## PROBLEM TO SOLVE
Write out the entire listing below exactly, with the pictures left out.

## Data items
···
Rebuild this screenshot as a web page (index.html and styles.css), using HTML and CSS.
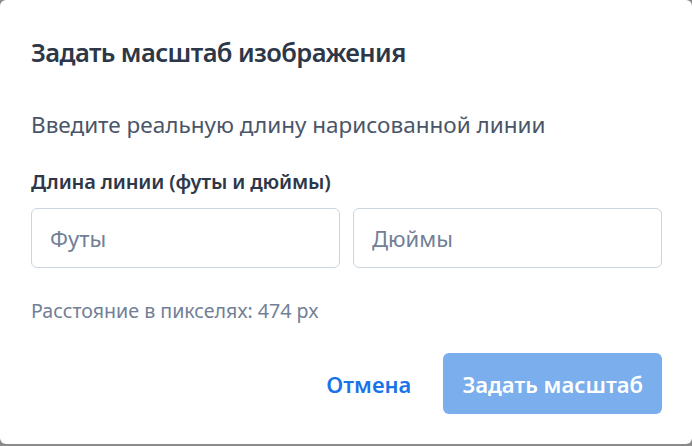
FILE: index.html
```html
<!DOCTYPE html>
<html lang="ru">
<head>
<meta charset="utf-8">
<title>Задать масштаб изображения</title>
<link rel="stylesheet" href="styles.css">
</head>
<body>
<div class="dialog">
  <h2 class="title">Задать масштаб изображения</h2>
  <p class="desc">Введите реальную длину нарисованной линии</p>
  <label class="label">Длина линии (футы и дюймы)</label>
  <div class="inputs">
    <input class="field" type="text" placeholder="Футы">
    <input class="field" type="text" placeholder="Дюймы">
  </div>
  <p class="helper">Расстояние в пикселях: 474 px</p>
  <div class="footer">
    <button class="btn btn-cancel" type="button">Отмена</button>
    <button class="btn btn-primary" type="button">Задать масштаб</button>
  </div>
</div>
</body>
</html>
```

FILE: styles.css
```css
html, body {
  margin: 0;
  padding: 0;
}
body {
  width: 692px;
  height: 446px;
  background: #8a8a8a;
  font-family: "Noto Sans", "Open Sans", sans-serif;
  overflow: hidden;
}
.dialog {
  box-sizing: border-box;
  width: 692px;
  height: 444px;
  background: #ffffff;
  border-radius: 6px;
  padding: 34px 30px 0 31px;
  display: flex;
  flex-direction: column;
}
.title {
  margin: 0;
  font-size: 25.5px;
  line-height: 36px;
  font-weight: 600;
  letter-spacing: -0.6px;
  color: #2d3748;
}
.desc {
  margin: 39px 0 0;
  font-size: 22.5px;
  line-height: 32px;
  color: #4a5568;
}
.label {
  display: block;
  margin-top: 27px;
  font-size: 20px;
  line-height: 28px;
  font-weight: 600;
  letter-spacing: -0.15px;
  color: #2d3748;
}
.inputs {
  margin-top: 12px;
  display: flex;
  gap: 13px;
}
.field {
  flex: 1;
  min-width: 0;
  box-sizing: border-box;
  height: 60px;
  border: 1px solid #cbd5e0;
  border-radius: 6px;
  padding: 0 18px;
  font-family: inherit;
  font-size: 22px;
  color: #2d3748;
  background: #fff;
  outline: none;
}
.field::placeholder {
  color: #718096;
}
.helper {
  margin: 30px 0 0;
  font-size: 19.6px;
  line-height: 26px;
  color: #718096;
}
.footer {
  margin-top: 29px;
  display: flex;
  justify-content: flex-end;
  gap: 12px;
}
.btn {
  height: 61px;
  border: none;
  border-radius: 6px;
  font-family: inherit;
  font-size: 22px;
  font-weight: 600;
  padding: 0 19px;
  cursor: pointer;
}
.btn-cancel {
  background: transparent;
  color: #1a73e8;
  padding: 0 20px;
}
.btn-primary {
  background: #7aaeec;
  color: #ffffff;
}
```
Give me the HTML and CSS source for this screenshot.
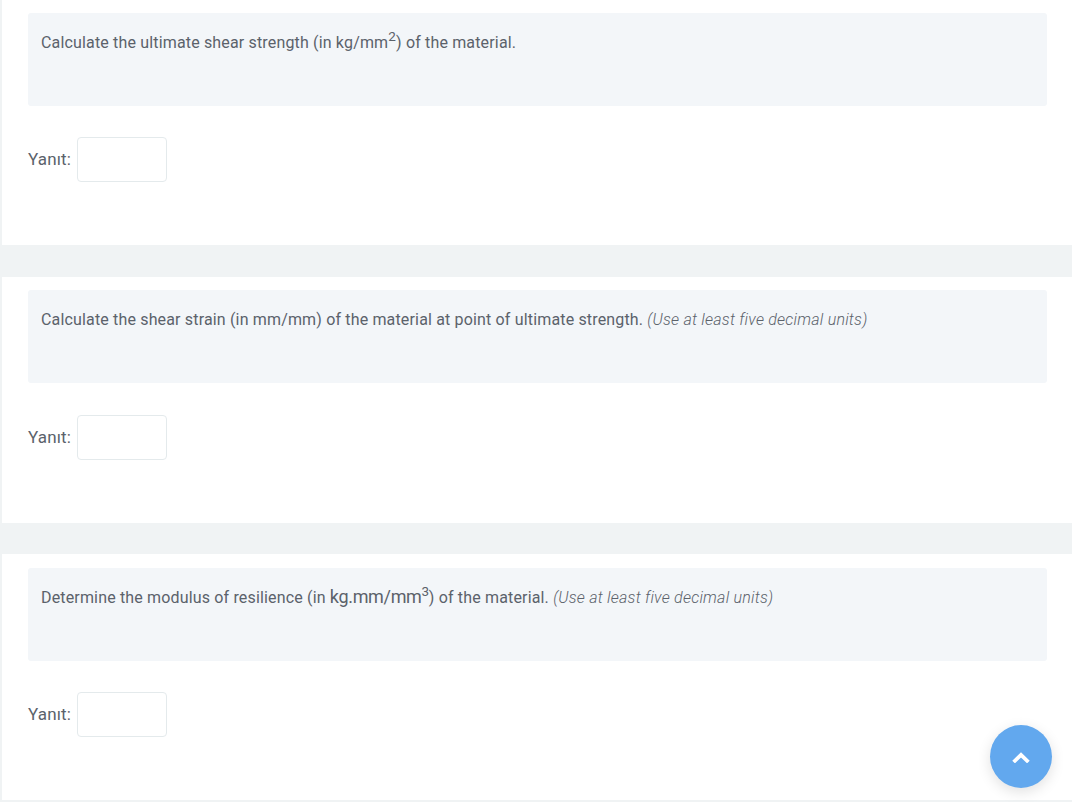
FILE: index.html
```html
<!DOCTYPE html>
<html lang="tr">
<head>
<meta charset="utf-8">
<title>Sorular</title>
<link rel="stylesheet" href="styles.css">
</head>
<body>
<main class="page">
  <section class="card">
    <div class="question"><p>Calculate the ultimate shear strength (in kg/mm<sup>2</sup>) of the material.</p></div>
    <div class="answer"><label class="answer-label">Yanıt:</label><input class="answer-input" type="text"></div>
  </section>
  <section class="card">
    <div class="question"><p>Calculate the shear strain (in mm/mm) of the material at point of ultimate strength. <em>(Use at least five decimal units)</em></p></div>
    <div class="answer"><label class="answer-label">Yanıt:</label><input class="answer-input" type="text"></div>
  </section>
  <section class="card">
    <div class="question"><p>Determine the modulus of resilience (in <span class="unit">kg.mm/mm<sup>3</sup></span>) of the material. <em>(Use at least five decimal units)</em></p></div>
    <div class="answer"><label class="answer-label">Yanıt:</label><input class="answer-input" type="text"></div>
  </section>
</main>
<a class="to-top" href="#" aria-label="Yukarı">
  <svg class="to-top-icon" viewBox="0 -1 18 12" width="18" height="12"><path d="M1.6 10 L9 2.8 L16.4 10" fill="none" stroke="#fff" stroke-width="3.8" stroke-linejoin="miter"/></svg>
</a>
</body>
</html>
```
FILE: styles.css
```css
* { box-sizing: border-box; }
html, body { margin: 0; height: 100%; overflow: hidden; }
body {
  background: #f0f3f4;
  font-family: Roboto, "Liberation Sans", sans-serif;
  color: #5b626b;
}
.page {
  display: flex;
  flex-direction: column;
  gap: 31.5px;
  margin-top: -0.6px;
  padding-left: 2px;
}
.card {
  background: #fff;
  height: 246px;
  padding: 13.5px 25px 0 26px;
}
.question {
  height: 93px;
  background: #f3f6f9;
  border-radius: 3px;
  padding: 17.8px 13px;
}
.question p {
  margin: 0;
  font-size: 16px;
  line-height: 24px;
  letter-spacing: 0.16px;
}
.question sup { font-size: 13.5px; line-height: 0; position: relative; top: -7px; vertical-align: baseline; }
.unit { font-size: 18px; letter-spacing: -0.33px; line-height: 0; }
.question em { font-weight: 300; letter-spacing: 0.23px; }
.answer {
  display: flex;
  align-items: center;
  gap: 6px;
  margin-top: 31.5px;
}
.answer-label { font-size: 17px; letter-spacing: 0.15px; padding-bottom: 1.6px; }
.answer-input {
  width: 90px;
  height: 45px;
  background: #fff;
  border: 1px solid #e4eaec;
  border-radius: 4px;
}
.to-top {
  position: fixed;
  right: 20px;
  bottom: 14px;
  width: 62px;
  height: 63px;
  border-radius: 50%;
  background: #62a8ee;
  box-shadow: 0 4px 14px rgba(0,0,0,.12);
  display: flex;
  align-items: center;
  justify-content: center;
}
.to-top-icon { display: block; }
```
···
## FULL SOLUTION
Rebuild this screenshot as a web page (index.html and styles.css), using HTML and CSS.
FILE: index.html
```html
<!DOCTYPE html>
<html lang="ru">
<head>
<meta charset="utf-8">
<title>Задать масштаб изображения</title>
<link rel="stylesheet" href="styles.css">
</head>
<body>
<div class="dialog">
  <h2 class="title">Задать масштаб изображения</h2>
  <p class="desc">Введите реальную длину нарисованной линии</p>
  <label class="label">Длина линии (футы и дюймы)</label>
  <div class="inputs">
    <input class="field" type="text" placeholder="Футы">
    <input class="field" type="text" placeholder="Дюймы">
  </div>
  <p class="helper">Расстояние в пикселях: 474 px</p>
  <div class="footer">
    <button class="btn btn-cancel" type="button">Отмена</button>
    <button class="btn btn-primary" type="button">Задать масштаб</button>
  </div>
</div>
</body>
</html>
```

FILE: styles.css
```css
html, body {
  margin: 0;
  padding: 0;
}
body {
  width: 692px;
  height: 446px;
  background: #8a8a8a;
  font-family: "Noto Sans", "Open Sans", sans-serif;
  overflow: hidden;
}
.dialog {
  box-sizing: border-box;
  width: 692px;
  height: 444px;
  background: #ffffff;
  border-radius: 6px;
  padding: 34px 30px 0 31px;
  display: flex;
  flex-direction: column;
}
.title {
  margin: 0;
  font-size: 25.5px;
  line-height: 36px;
  font-weight: 600;
  letter-spacing: -0.6px;
  color: #2d3748;
}
.desc {
  margin: 39px 0 0;
  font-size: 22.5px;
  line-height: 32px;
  color: #4a5568;
}
.label {
  display: block;
  margin-top: 27px;
  font-size: 20px;
  line-height: 28px;
  font-weight: 600;
  letter-spacing: -0.15px;
  color: #2d3748;
}
.inputs {
  margin-top: 12px;
  display: flex;
  gap: 13px;
}
.field {
  flex: 1;
  min-width: 0;
  box-sizing: border-box;
  height: 60px;
  border: 1px solid #cbd5e0;
  border-radius: 6px;
  padding: 0 18px;
  font-family: inherit;
  font-size: 22px;
  color: #2d3748;
  background: #fff;
  outline: none;
}
.field::placeholder {
  color: #718096;
}
.helper {
  margin: 30px 0 0;
  font-size: 19.6px;
  line-height: 26px;
  color: #718096;
}
.footer {
  margin-top: 29px;
  display: flex;
  justify-content: flex-end;
  gap: 12px;
}
.btn {
  height: 61px;
  border: none;
  border-radius: 6px;
  font-family: inherit;
  font-size: 22px;
  font-weight: 600;
  padding: 0 19px;
  cursor: pointer;
}
.btn-cancel {
  background: transparent;
  color: #1a73e8;
  padding: 0 20px;
}
.btn-primary {
  background: #7aaeec;
  color: #ffffff;
}
```
Give me the HTML and CSS source for this screenshot.
FILE: index.html
```html
<!DOCTYPE html>
<html lang="tr">
<head>
<meta charset="utf-8">
<title>Sorular</title>
<link rel="stylesheet" href="styles.css">
</head>
<body>
<main class="page">
  <section class="card">
    <div class="question"><p>Calculate the ultimate shear strength (in kg/mm<sup>2</sup>) of the material.</p></div>
    <div class="answer"><label class="answer-label">Yanıt:</label><input class="answer-input" type="text"></div>
  </section>
  <section class="card">
    <div class="question"><p>Calculate the shear strain (in mm/mm) of the material at point of ultimate strength. <em>(Use at least five decimal units)</em></p></div>
    <div class="answer"><label class="answer-label">Yanıt:</label><input class="answer-input" type="text"></div>
  </section>
  <section class="card">
    <div class="question"><p>Determine the modulus of resilience (in <span class="unit">kg.mm/mm<sup>3</sup></span>) of the material. <em>(Use at least five decimal units)</em></p></div>
    <div class="answer"><label class="answer-label">Yanıt:</label><input class="answer-input" type="text"></div>
  </section>
</main>
<a class="to-top" href="#" aria-label="Yukarı">
  <svg class="to-top-icon" viewBox="0 -1 18 12" width="18" height="12"><path d="M1.6 10 L9 2.8 L16.4 10" fill="none" stroke="#fff" stroke-width="3.8" stroke-linejoin="miter"/></svg>
</a>
</body>
</html>
```
FILE: styles.css
```css
* { box-sizing: border-box; }
html, body { margin: 0; height: 100%; overflow: hidden; }
body {
  background: #f0f3f4;
  font-family: Roboto, "Liberation Sans", sans-serif;
  color: #5b626b;
}
.page {
  display: flex;
  flex-direction: column;
  gap: 31.5px;
  margin-top: -0.6px;
  padding-left: 2px;
}
.card {
  background: #fff;
  height: 246px;
  padding: 13.5px 25px 0 26px;
}
.question {
  height: 93px;
  background: #f3f6f9;
  border-radius: 3px;
  padding: 17.8px 13px;
}
.question p {
  margin: 0;
  font-size: 16px;
  line-height: 24px;
  letter-spacing: 0.16px;
}
.question sup { font-size: 13.5px; line-height: 0; position: relative; top: -7px; vertical-align: baseline; }
.unit { font-size: 18px; letter-spacing: -0.33px; line-height: 0; }
.question em { font-weight: 300; letter-spacing: 0.23px; }
.answer {
  display: flex;
  align-items: center;
  gap: 6px;
  margin-top: 31.5px;
}
.answer-label { font-size: 17px; letter-spacing: 0.15px; padding-bottom: 1.6px; }
.answer-input {
  width: 90px;
  height: 45px;
  background: #fff;
  border: 1px solid #e4eaec;
  border-radius: 4px;
}
.to-top {
  position: fixed;
  right: 20px;
  bottom: 14px;
  width: 62px;
  height: 63px;
  border-radius: 50%;
  background: #62a8ee;
  box-shadow: 0 4px 14px rgba(0,0,0,.12);
  display: flex;
  align-items: center;
  justify-content: center;
}
.to-top-icon { display: block; }
```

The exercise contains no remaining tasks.